Callaghan O’hare | Reuters

Shares of conservative news channel Newsmax plunged more than 70% on Wednesday as its meteoric rise as a new public company proved to be short-lived.

The stock tumbled a whopping 72% in afternoon trading, following a 2,230% surge in Newsmax’s first two days of trading after debuting on the New York Stock Exchange. At one point, the rally gave the company a market capitalization of nearly $30 billion — surpassing the market cap of legacy media companies like Warner Bros. Discovery and Fox Corp.

Newsmax was listed on the NYSE via a so-called Regulation A offering, instead of a traditional IPO. Such an offering allows small companies to raise capital without undergoing the full SEC registration process. The primary focus is to sell to retail investors, in this case It was sold to approximately 30,000 retail investors. 
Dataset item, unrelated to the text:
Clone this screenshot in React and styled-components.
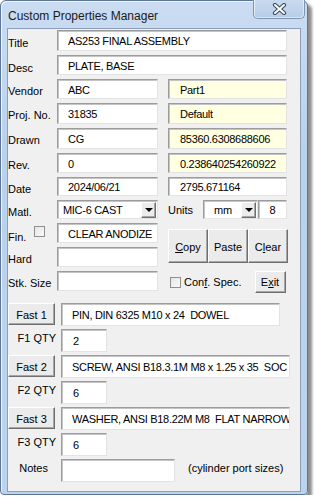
import React from 'react';
import styled, { createGlobalStyle } from 'styled-components';

const GlobalStyle = createGlobalStyle`
  html, body {
    margin: 0;
    padding: 0;
    background: #fff;
  }
  body {
    font-family: "Liberation Sans", Arial, sans-serif;
    font-size: 11px;
    color: #000;
  }
`;

const Window = styled.div`
  width: 308px;
  height: 495px;
  box-sizing: border-box;
  border: 1px solid #5f7796;
  border-radius: 6px 6px 4px 4px;
  background: linear-gradient(180deg, #cadcf1 0%, #bad1ec 30%, #bdd3ed 100%);
  box-shadow: 4px 4px 3px rgba(0, 0, 0, 0.45), inset 1px 1px 0 rgba(255, 255, 255, 0.7);
  padding: 0 6px;
  display: flex;
  flex-direction: column;
`;

const TitleBar = styled.div`
  height: 27px;
  display: flex;
  justify-content: space-between;
  align-items: flex-start;
`;

const Caption = styled.div`
  font-size: 12px;
  color: #1a1a1a;
  margin: 8px 0 0 1px;
`;

const CloseButton = styled.div`
  width: 52px;
  height: 19px;
  margin: -1px -4px 0 0;
  box-sizing: border-box;
  border: 1px solid #7f95b3;
  border-top: none;
  border-radius: 0 0 5px 5px;
  background: linear-gradient(180deg, #c9daf0 0%, #b6cce7 100%);
  box-shadow: inset 1px 0 0 rgba(255, 255, 255, 0.6), inset -1px -1px 0 rgba(255, 255, 255, 0.5);
  display: flex;
  align-items: center;
  justify-content: center;
`;

const Client = styled.div`
  height: 464px;
  box-sizing: border-box;
  border: 1px solid #8a9fbb;
  background: #f0f0f0;
  padding-top: 1px;
`;

const Upper = styled.div`
  display: grid;
  grid-template-columns: 49px 101px 129px;
  grid-template-rows: 21px 20px 20px 21px 21px 20px 19px 19px 20px 20px 20px;
  row-gap: 4px;
`;

const Label = styled.div`
  grid-column: 1;
  padding-top: ${p => p.$top ?? 7}px;
  line-height: 13px;
  white-space: nowrap;
  display: flex;
  align-items: flex-start;
`;

const TextBox = styled.div`
  box-sizing: border-box;
  height: ${p => (p.$h ? `${p.$h}px` : '100%')};
  width: ${p => (p.$w ? `${p.$w}px` : 'auto')};
  margin-left: ${p => p.$ml || 0}px;
  background: ${p => (p.$yellow ? '#ffffe1' : '#fff')};
  border: 1px solid;
  border-color: #9c9c9c #e3e3e3 #e3e3e3 #9c9c9c;
  box-shadow: inset 1px 1px 0 #c4c4c4;
  padding-left: ${p => p.$pl ?? 10}px;
  padding-top: 1px;
  display: flex;
  align-items: center;
  justify-content: ${p => (p.$center ? 'center' : 'flex-start')};
  white-space: pre;
  letter-spacing: -0.3px;
  overflow: hidden;
  flex-shrink: 0;
`;

const WideBox = styled(TextBox)`
  grid-column: 2 / span 2;
`;

const RightCell = styled.div`
  grid-column: 3;
  padding-left: 10px;
  display: flex;
  align-items: ${p => p.$align || 'stretch'};
  min-width: 0;
`;

const Combo = styled.div`
  box-sizing: border-box;
  width: ${p => p.$w}px;
  height: 19px;
  background: #fff;
  border: 1px solid;
  border-color: #9c9c9c #e3e3e3 #e3e3e3 #9c9c9c;
  box-shadow: inset 1px 1px 0 #c4c4c4;
  display: flex;
  align-items: center;
  justify-content: space-between;
  padding: 0 1px 0 ${p => p.$pl}px;
  letter-spacing: -0.3px;
`;

const DropButton = styled.div`
  width: 15px;
  height: 16px;
  box-sizing: border-box;
  background: #ececec;
  border: 1px solid;
  border-color: #fff #6f6f6f #6f6f6f #fff;
  box-shadow: inset -1px -1px 0 #a6a6a6;
  display: flex;
  align-items: center;
  justify-content: center;
`;

const Arrow = styled.div`
  width: 0;
  height: 0;
  border-left: 4px solid transparent;
  border-right: 4px solid transparent;
  border-top: 4px solid #000;
`;

const Check = styled.div`
  width: 11px;
  height: 11px;
  box-sizing: border-box;
  background: linear-gradient(135deg, #e6e6e6 0%, #fafafa 100%);
  border: 1px solid #8e8f8f;
  flex-shrink: 0;
  margin-left: ${p => p.$ml || 0}px;
  margin-top: ${p => p.$mt || 0}px;
`;

const InlineText = styled.span`
  margin-left: ${p => p.$ml || 0}px;
  margin-right: ${p => p.$mr || 0}px;
  padding-top: ${p => p.$pt || 0}px;
  white-space: nowrap;
`;

const Button = styled.div`
  box-sizing: border-box;
  width: ${p => p.$w}px;
  height: ${p => p.$h}px;
  background: #ebebeb;
  border: 1px solid;
  border-color: #fff #6f6f6f #6f6f6f #fff;
  box-shadow: inset -1px -1px 0 #a6a6a6;
  display: flex;
  align-items: center;
  justify-content: center;
  padding-top: ${p => p.$pt || 0}px;
  flex-shrink: 0;
  margin-left: ${p => p.$ml || 0}px;
  white-space: nowrap;
`;

const ButtonGroup = styled.div`
  grid-column: 3;
  grid-row: 9 / span 2;
  margin: 6px 0 0 10px;
  height: 34px;
  display: flex;
`;

const Lower = styled.div`
  margin-top: 12px;
  display: flex;
  flex-direction: column;
  gap: 4px;
`;

const Row = styled.div`
  display: flex;
  align-items: flex-start;
  height: 22px;
`;

const SideLabel = styled.div`
  width: 48px;
  box-sizing: border-box;
  text-align: right;
  padding: 3px ${p => p.$pr || 0}px 0 0;
  margin-right: 5px;
  white-space: nowrap;
`;

const Note = styled.div`
  margin: 3px 0 0 13px;
  white-space: nowrap;
`;

const CloseGlyph = () => (
  <svg width="15" height="12" viewBox="0 0 15 12">
    <path d="M3 2 L12 10 M12 2 L3 10" stroke="#3d4b5e" strokeWidth="4.2" strokeLinecap="round" />
    <path d="M3 2 L12 10 M12 2 L3 10" stroke="#fff" strokeWidth="2" strokeLinecap="round" />
  </svg>
);

const fasts = [
  { id: 1, text: 'PIN, DIN 6325 M10 x 24  DOWEL', w: 219, qty: '2' },
  { id: 2, text: 'SCREW, ANSI B18.3.1M M8 x 1.25 x 35  SOC', w: 229, qty: '6' },
  { id: 3, text: 'WASHER, ANSI B18.22M M8  FLAT NARROW', w: 229, qty: '6' },
];

const rightFields = [
  { label: 'Vendor', left: 'ABC', right: 'Part1', yellow: true },
  { label: 'Proj. No.', left: '31835', right: 'Default', yellow: true },
  { label: 'Drawn', left: 'CG', right: '85360.6308688606', yellow: true },
  { label: 'Rev.', left: '0', right: '0.238640254260922', yellow: true },
  { label: 'Date', left: '2024/06/21', right: '2795.671164', yellow: false },
];

export default function App() {
  return (
    <>
      <GlobalStyle />
      <Window>
        <TitleBar>
          <Caption>Custom Properties Manager</Caption>
          <CloseButton>
            <CloseGlyph />
          </CloseButton>
        </TitleBar>
        <Client>
          <Upper>
            <Label>Title</Label>
            <WideBox>AS253 FINAL ASSEMBLY</WideBox>

            <Label>Desc</Label>
            <WideBox>PLATE, BASE</WideBox>

            {rightFields.map(f => (
              <React.Fragment key={f.label}>
                <Label $top={6}>{f.label}</Label>
                <TextBox>{f.left}</TextBox>
                <RightCell>
                  <TextBox $w={119} $yellow={f.yellow} $pl={11}>{f.right}</TextBox>
                </RightCell>
              </React.Fragment>
            ))}

            <Label $top={6}>Matl.</Label>
            <Combo $w={101} $pl={5}>
              <span>MIC-6 CAST</span>
              <DropButton><Arrow /></DropButton>
            </Combo>
            <RightCell $align="flex-start">
              <InlineText $pt={4} $mr={10}>Units</InlineText>
              <Combo $w={57} $pl={10}>
                <span>mm</span>
                <DropButton><Arrow /></DropButton>
              </Combo>
              <TextBox $w={29} $h={19} $pl={0} $center>8</TextBox>
            </RightCell>

            <Label $top={8}>
              Fin.
              <Check $ml={8} $mt={-5} />
            </Label>
            <TextBox>CLEAR ANODIZE</TextBox>
            <ButtonGroup>
              <Button $w={40} $h={34} $pt={2}><span><u>C</u>opy</span></Button>
              <Button $w={40} $h={34} $pt={2}>Paste</Button>
              <Button $w={40} $h={34} $pt={2}><span>C<u>l</u>ear</span></Button>
            </ButtonGroup>

            <Label $top={6}>Hard</Label>
            <TextBox />

            <Label $top={6}>Stk. Size</Label>
            <TextBox />
            <RightCell $align="flex-start">
              <Check $ml={2} $mt={6} />
              <InlineText $ml={3} $pt={5}>Con<u>f</u>. Spec.</InlineText>
              <Button $w={31} $h={22} $ml={13}><span>E<u>x</u>it</span></Button>
            </RightCell>
          </Upper>

          <Lower>
            {fasts.map(f => (
              <React.Fragment key={f.id}>
                <Row>
                  <Button $w={47} $h={22} $pt={2}>Fast {f.id}</Button>
                  <TextBox $w={f.w} $h={23} $ml={6}>{f.text}</TextBox>
                </Row>
                <Row>
                  <SideLabel>F{f.id} QTY</SideLabel>
                  <TextBox $w={46} $h={23} $pl={11}>{f.qty}</TextBox>
                </Row>
              </React.Fragment>
            ))}
            <Row>
              <SideLabel $pr={8}>Notes</SideLabel>
              <TextBox $w={114} $h={23} />
              <Note>(cylinder port sizes)</Note>
            </Row>
          </Lower>
        </Client>
      </Window>
    </>
  );
}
The public offering indeed garnered the attention from retail traders, some of whom touted the stock as the “New GME” in online chatrooms. GME refers to the meme stock GameStop, which made Wall Street history in 2021 by its speculative trading boom.

Newsmax has a small “float,” or shares available for trading. Less than 6% of Newsmax shares, or 7.5 million shares out of a total of 128 million fully diluted shares, are available for public trading.

The conservative TV news outlet has seen its ratings rise with the election of President Donald Trump and other prominent Republicans — although it still falls behind the dominant Fox News. Overall, Newsmax ranks in the top 20 among cable network average viewership in both prime time and daytime, Nielsen said.